Die Frage, ob der Kündigungsgrund des unleidlichen Verhaltens iSd § 30 Abs 2 Z 3 zweiter Fall MRG verwirklicht ist, ist stets nach den Umständen des Einzelfalls zu beurteilen (RIS‑Justiz RS0042984). Ihr kommt daher ‑ von Fällen einer krassen Fehlbeurteilung abgesehen ‑ keine erhebliche Bedeutung iSd § 502 Abs 1 ZPO zu. Eine solche krasse Fehlbeurteilung zeigt die außerordentliche Revision des Klägers auch nicht auf.

Die Vorinstanzen, die die Aufkündigung als unberechtigt ansahen, waren der Ansicht, dass die im Jahr 1921 geborene Beklagte, die nach dem Tod ihres Mannes am 29. September 1995 in das Mietverhältnis eingetreten ist,

‑ durch die Einleitung eines Besitzstörungsverfahrens gegen den nunmehrigen Kläger im Jahr 2006 keine schikanöse Rechtsausübung zu verantworten habe, und

‑ dass ihr keine strafbare oder zumindest zur Kündigung berechtigende Handlung (Prozessbetrug) im Zusammenhang mit der im Jahr 2010 erfolgten gerichtlichen Geltendmachung unberechtigter Schadenspositionen auf der Grundlage der Honorarnote eines Privatsachverständigen nach einem Wasserschaden vorzuwerfen sei.

In seiner außerordentlichen Revision führt der Kläger dagegen aus, dass das Verhalten ihres Rechtsvertreters und der beiden beigezogenen Privatsachverständigen der Beklagten zuzurechnen sei; in diesem Zusammenhang bestünden zahlreiche Indizien für einen Prozessbetrug. Auch das Besitzstörungsverfahren sei in schikanöser Weise eingeleitet worden.

Dieser Argumentation steht ‑ in Bezug auf die Besitzstörungsklage ‑ entgegen, dass dem Vorbringen in der gerichtlichen Aufkündigung nicht zu entnehmen ist, die Beklagte habe in der Absicht gehandelt, den Kläger dadurch zu schädigen und dass diese Schädigungsabsicht den einzigen Grund für die Rechtsausübung gebildet habe oder dass zwischen den von der Beklagten verfolgten eigenen Interessen und den beeinträchtigten Interessen ein krasses Missverhältnis bestanden habe.
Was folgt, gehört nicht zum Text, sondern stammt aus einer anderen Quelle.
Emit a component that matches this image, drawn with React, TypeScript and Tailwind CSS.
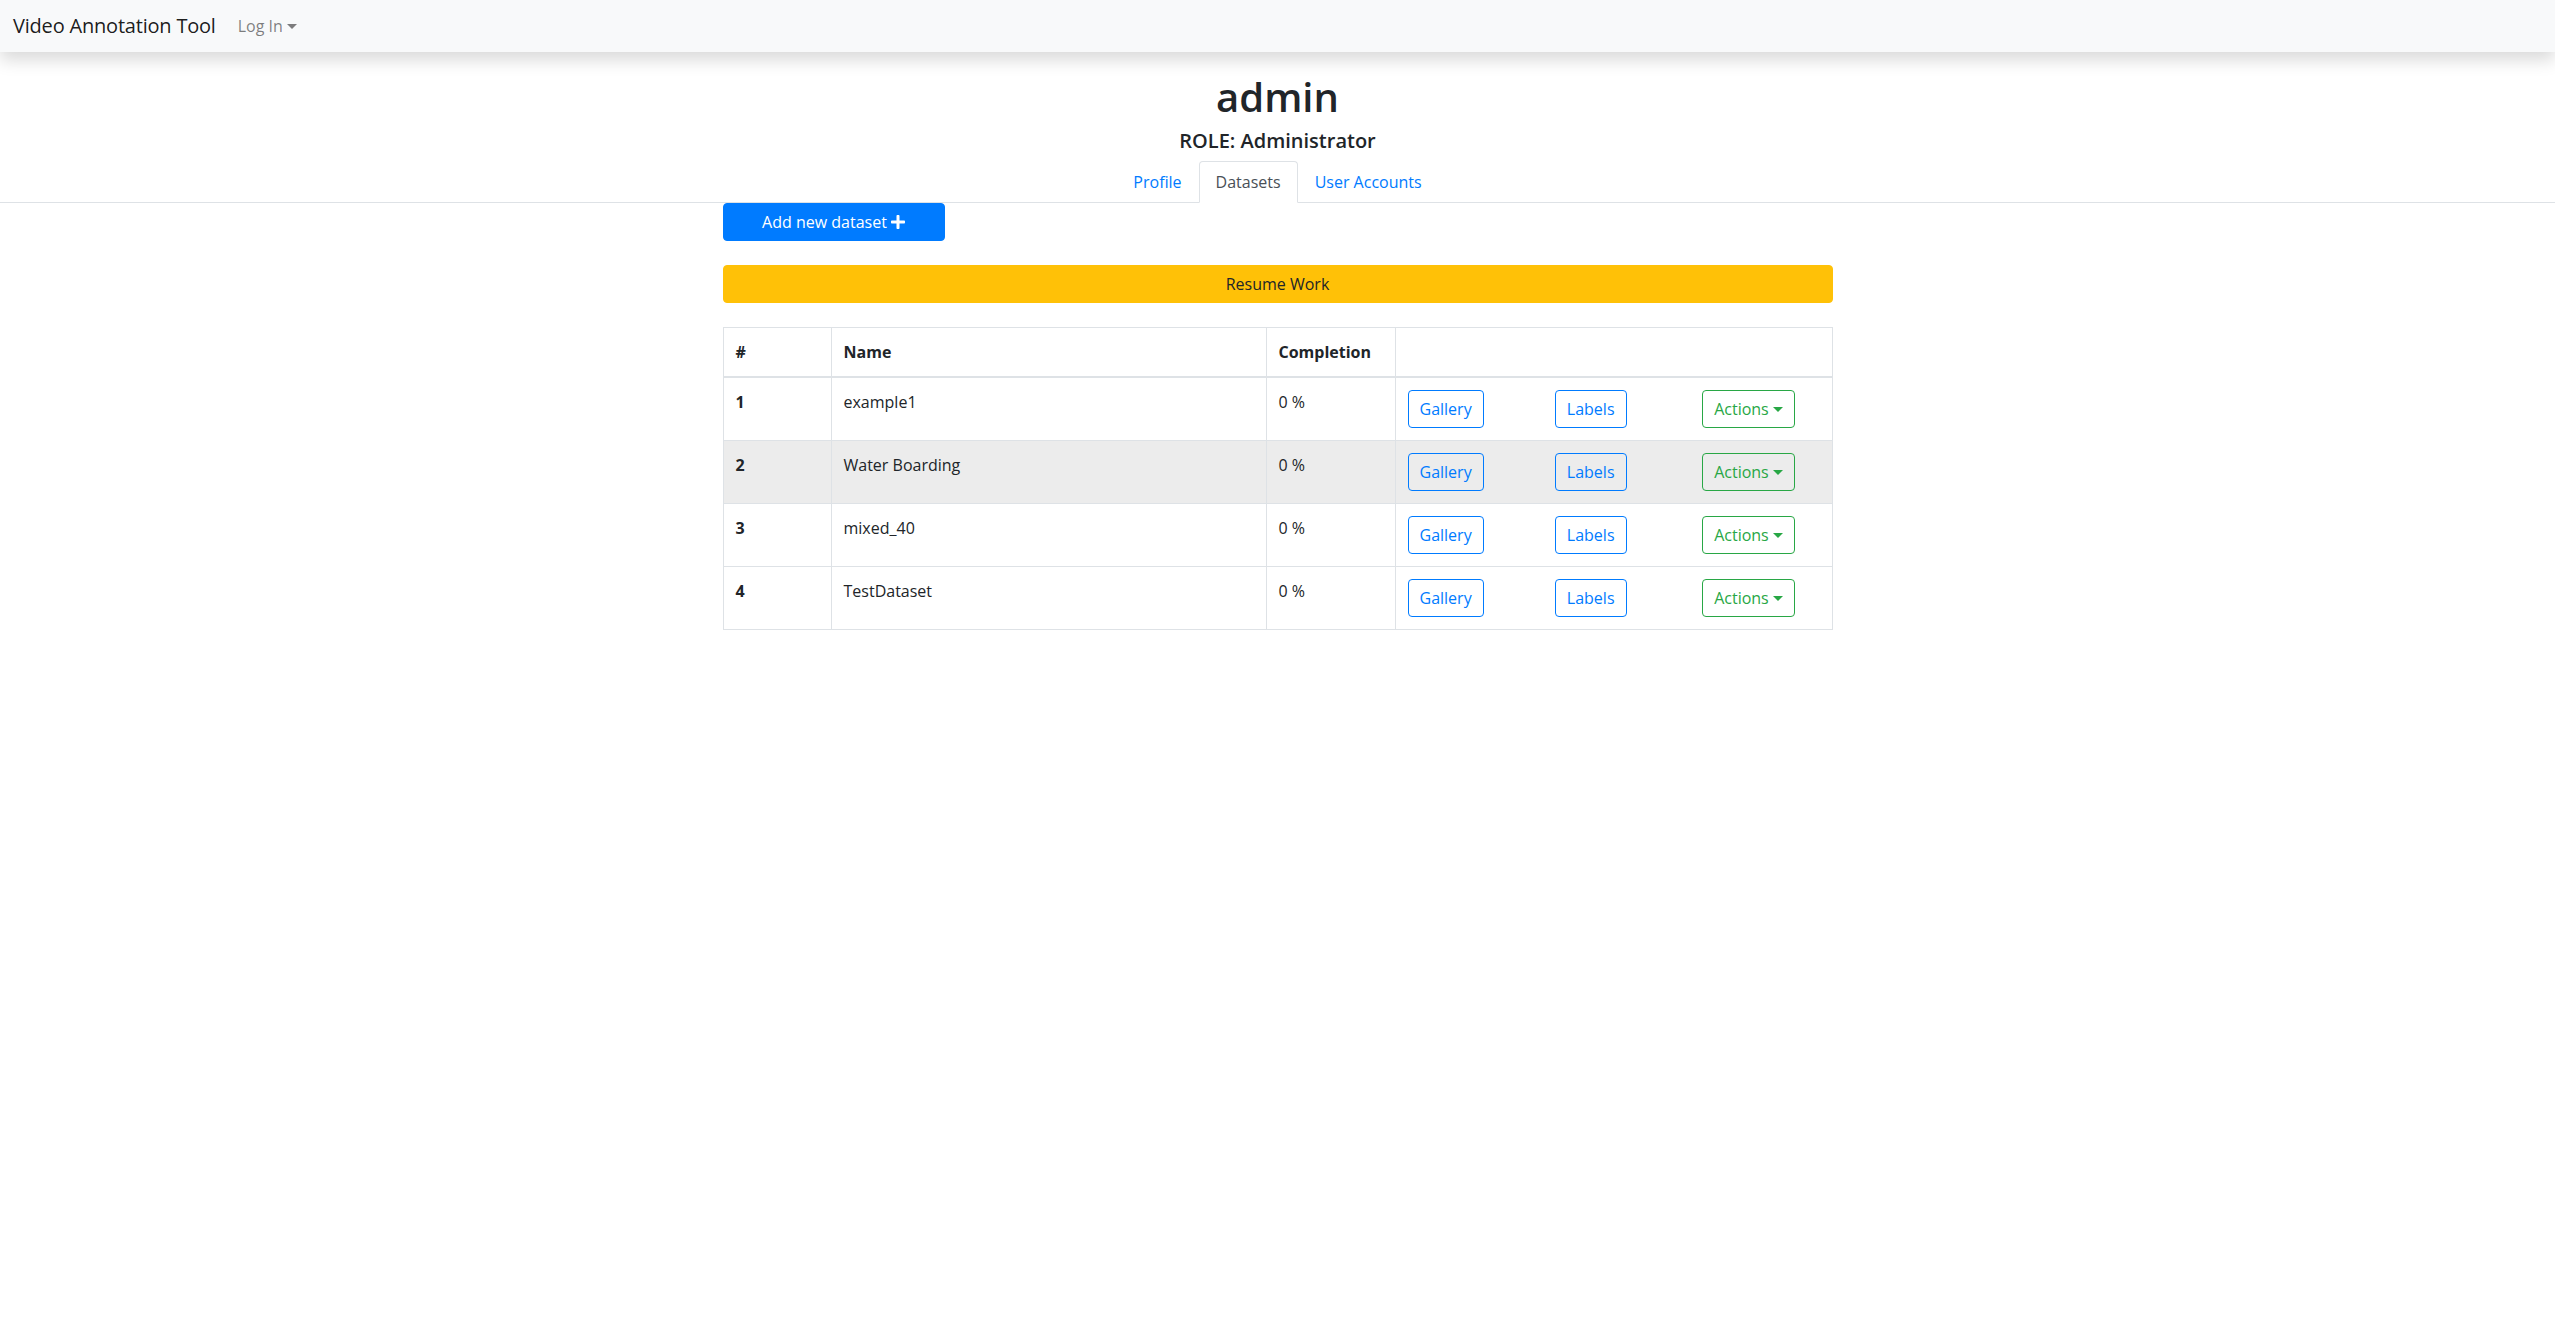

Vielmehr machte der Kläger nur geltend, dass die Beklagte ihre Zusage, die am Dach befindliche Satellitenantenne im Zusammenhang mit den Dachbodenausbauarbeiten zu entfernen, nicht eingehalten habe, weshalb er genötigt gewesen sei, die Antenne „zumindest vorübergehend“ abzumontieren, worauf die Beklagte mit einer Besitzstörungsklage reagiert habe. Das Verneinen dieses Kündigungsgrundes ist durchaus vertretbar.

In Bezug auf die Geltendmachung der überhöhten Schadenspositionen ist nach den Feststellungen der Beklagten persönlich kein Vorwurf zu machen. Die beiden Privatsachverständigen hatten in diesem Zusammenhang keinen Auftrag der Beklagten; diese wiederum konnte davon ausgehen, dass sie als Fachleute ihre Leistungen ordnungsgemäß erbringen. Auch der Rechtsvertreter der Beklagten durfte darauf vertrauen, dass die von der Mandantin übermittelte Information richtig ist (vgl RIS‑Justiz RS0038682 [T13]), weshalb auch insofern eine Zurechnung eines vorsätzlichen Fehlverhaltens von vornherein scheitert.

Insgesamt ist die Ansicht der Vorinstanzen, die der Beklagten angelasteten Verhaltensweisen begründeten weder jeweils für sich allein noch in ihrer Zusammenschau einen Kündigungsgrund, nicht als zu korrigierende Fehlbeurteilung zu qualifizieren.

Dabei ist der bereits vom Erstgericht hervorgehobene Umstand nicht zu vernachlässigen, dass es der Kläger war, der eine Vielzahl von ‑ erfolglosen ‑ Verfahren gegen die Beklagte mit dem Ziel einleitete, das Mietverhältnis zu beenden bzw eine Mietzinserhöhung zu erreichen.

Mangels einer Rechtsfrage von der Qualität des § 502 Abs 1 ZPO ist die außerordentliche Revision zurückzuweisen.